▶ _WHAT YOU ARE ASKED TO DO_
Locate every line that holds the string "this" and copy it.

▶ _STORED DATA_
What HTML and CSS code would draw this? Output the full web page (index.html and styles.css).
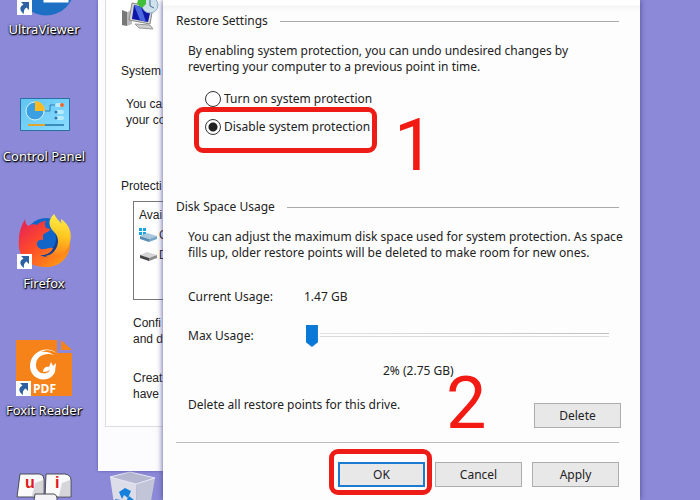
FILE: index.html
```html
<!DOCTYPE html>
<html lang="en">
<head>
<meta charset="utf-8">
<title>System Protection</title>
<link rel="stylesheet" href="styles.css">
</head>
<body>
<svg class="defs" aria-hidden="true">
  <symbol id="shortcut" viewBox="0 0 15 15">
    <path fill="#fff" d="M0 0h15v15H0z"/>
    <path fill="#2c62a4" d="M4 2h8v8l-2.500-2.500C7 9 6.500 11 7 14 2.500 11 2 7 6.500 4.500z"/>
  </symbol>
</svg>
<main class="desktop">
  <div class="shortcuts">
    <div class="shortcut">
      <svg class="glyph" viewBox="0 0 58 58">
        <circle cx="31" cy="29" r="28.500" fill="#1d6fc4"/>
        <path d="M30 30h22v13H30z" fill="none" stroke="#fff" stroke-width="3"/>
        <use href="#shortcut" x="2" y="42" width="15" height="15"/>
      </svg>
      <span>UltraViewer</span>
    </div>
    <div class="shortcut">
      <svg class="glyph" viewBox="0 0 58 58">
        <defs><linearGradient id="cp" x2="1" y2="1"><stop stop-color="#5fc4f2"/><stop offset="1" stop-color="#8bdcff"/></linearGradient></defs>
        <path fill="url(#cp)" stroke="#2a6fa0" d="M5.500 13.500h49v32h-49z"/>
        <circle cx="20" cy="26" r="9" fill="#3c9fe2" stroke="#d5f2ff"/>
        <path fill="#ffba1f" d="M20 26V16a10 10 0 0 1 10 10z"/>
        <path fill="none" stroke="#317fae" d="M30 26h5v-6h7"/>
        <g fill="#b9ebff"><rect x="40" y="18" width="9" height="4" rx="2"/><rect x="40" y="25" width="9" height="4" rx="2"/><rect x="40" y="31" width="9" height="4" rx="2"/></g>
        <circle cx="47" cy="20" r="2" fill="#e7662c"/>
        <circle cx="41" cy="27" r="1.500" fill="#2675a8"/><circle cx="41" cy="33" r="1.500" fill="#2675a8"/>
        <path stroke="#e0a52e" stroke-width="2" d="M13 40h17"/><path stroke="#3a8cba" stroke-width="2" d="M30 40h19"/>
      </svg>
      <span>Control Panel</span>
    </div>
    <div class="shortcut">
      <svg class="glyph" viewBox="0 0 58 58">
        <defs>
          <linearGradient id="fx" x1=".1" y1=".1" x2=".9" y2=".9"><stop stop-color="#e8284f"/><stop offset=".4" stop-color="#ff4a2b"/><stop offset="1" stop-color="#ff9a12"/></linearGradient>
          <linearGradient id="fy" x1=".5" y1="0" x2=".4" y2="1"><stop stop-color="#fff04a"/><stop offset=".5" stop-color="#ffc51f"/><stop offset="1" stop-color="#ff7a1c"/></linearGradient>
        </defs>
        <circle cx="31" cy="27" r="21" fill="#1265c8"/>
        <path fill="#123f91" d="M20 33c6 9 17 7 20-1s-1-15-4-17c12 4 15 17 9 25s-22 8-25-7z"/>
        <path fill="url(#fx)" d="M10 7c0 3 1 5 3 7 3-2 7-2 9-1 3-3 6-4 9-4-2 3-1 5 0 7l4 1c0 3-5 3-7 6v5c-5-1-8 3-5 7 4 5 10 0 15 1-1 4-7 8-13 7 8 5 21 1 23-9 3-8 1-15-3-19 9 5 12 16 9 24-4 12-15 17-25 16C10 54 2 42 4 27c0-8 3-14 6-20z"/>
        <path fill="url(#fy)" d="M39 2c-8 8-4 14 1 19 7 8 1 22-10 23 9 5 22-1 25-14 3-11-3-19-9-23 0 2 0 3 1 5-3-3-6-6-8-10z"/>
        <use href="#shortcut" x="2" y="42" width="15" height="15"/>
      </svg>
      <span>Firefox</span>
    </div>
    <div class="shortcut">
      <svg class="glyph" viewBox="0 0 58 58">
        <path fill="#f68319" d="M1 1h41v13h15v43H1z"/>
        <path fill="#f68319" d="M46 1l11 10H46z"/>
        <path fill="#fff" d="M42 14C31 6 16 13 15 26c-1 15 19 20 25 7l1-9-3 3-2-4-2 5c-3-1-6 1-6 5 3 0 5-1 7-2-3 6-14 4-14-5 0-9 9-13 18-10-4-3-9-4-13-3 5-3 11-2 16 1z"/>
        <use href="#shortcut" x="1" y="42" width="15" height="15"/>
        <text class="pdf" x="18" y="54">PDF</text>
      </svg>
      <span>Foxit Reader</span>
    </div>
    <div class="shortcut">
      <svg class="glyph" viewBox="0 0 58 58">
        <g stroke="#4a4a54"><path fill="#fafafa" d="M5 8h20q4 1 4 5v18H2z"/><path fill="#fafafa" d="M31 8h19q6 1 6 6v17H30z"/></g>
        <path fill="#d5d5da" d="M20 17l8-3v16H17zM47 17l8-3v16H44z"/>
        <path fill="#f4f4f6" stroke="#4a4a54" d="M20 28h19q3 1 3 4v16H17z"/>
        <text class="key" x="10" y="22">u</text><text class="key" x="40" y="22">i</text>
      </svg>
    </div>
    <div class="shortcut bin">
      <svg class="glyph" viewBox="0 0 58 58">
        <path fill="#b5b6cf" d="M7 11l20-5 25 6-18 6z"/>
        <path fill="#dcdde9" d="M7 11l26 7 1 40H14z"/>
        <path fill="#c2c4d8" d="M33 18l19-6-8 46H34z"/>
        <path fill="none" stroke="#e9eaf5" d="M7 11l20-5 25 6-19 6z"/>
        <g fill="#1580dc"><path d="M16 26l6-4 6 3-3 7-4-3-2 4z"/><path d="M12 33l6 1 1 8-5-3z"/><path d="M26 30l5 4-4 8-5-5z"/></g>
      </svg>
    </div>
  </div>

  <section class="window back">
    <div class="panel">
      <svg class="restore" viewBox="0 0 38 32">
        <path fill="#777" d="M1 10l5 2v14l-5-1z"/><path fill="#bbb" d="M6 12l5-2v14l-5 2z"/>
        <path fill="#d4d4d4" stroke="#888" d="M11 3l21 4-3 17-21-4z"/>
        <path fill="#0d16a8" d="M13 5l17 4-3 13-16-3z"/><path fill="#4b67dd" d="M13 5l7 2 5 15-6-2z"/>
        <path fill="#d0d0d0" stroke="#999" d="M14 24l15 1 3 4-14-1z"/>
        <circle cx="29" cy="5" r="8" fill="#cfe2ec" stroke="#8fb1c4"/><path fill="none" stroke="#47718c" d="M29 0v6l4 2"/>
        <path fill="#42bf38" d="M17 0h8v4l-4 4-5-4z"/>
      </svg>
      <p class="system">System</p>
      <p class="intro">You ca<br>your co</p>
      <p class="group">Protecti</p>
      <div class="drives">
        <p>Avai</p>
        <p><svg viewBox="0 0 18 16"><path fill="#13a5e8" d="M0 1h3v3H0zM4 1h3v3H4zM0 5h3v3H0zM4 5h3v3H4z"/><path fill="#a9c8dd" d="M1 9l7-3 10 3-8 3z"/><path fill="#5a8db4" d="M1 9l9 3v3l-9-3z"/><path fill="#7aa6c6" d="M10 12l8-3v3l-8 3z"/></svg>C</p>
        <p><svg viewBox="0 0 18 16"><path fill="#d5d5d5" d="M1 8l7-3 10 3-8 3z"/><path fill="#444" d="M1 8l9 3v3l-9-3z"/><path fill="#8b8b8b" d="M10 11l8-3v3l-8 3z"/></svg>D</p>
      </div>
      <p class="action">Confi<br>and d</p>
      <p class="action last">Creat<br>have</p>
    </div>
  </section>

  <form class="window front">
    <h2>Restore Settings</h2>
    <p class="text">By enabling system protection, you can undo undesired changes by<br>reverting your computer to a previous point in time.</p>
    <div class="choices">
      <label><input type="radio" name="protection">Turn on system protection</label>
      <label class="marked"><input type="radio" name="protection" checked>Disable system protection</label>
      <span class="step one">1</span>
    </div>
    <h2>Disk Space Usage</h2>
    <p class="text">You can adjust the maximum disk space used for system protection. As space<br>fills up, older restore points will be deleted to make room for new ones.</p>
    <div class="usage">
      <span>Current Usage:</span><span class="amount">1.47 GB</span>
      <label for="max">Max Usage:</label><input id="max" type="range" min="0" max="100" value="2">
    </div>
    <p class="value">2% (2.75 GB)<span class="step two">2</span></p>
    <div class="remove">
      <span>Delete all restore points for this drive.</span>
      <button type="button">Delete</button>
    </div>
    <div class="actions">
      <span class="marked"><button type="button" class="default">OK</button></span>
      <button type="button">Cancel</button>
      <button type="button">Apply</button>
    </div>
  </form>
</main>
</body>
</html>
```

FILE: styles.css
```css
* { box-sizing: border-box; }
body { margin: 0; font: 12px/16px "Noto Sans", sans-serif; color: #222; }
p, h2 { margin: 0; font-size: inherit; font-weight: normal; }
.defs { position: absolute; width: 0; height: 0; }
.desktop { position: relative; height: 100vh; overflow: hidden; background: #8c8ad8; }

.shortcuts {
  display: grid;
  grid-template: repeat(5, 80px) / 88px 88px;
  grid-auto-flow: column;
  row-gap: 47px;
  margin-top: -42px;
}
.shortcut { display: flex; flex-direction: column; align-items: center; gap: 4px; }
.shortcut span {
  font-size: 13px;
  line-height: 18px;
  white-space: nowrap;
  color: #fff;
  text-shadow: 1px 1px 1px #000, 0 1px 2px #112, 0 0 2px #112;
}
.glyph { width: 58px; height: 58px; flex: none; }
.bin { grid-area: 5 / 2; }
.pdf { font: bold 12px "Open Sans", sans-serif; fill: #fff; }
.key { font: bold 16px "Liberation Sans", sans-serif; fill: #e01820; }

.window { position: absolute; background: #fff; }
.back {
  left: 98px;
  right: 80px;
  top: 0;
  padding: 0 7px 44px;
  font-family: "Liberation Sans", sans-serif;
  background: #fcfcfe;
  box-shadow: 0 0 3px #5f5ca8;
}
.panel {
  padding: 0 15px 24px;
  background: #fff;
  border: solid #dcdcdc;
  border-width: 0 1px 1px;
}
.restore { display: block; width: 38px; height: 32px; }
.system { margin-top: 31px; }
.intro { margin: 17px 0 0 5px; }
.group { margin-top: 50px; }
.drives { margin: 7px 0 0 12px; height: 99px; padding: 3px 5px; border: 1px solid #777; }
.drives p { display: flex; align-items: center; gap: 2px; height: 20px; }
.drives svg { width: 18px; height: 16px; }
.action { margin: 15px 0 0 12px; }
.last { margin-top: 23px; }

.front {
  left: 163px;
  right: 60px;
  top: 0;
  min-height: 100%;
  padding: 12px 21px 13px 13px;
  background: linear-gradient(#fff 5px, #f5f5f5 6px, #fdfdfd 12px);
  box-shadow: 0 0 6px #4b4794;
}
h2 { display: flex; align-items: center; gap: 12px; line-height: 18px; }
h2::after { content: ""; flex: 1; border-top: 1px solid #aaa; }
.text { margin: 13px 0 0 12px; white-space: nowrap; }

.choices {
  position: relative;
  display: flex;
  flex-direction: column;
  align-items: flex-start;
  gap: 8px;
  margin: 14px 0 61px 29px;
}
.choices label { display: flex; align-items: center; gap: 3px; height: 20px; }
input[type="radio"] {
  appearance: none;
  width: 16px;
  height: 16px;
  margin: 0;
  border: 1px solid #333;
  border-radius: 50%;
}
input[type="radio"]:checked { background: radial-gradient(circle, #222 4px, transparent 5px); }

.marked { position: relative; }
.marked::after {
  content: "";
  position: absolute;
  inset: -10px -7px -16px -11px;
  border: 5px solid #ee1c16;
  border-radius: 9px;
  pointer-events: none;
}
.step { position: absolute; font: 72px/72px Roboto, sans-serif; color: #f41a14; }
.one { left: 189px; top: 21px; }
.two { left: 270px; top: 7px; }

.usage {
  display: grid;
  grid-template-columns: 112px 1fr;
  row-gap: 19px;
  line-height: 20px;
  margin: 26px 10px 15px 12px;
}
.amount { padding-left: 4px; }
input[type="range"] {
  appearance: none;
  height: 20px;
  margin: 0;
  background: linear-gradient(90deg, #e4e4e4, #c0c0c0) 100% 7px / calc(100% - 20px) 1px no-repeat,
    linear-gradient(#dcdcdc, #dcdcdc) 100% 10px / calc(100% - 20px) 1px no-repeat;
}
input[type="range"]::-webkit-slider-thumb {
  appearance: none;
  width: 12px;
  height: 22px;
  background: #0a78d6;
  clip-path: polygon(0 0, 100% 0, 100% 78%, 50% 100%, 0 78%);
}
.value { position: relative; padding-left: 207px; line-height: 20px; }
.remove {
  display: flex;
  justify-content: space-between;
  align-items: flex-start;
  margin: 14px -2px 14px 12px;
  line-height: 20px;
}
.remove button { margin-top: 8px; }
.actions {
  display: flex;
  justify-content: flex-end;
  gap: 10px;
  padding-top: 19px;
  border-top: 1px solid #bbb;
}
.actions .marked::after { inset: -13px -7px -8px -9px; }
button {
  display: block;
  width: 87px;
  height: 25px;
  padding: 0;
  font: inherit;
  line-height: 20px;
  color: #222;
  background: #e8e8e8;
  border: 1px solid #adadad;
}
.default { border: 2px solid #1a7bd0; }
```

▶ _FINISHED TASK_
What HTML and CSS code would draw this? Output the full web page (index.html and styles.css).
      <span>Delete all restore points for this drive.</span>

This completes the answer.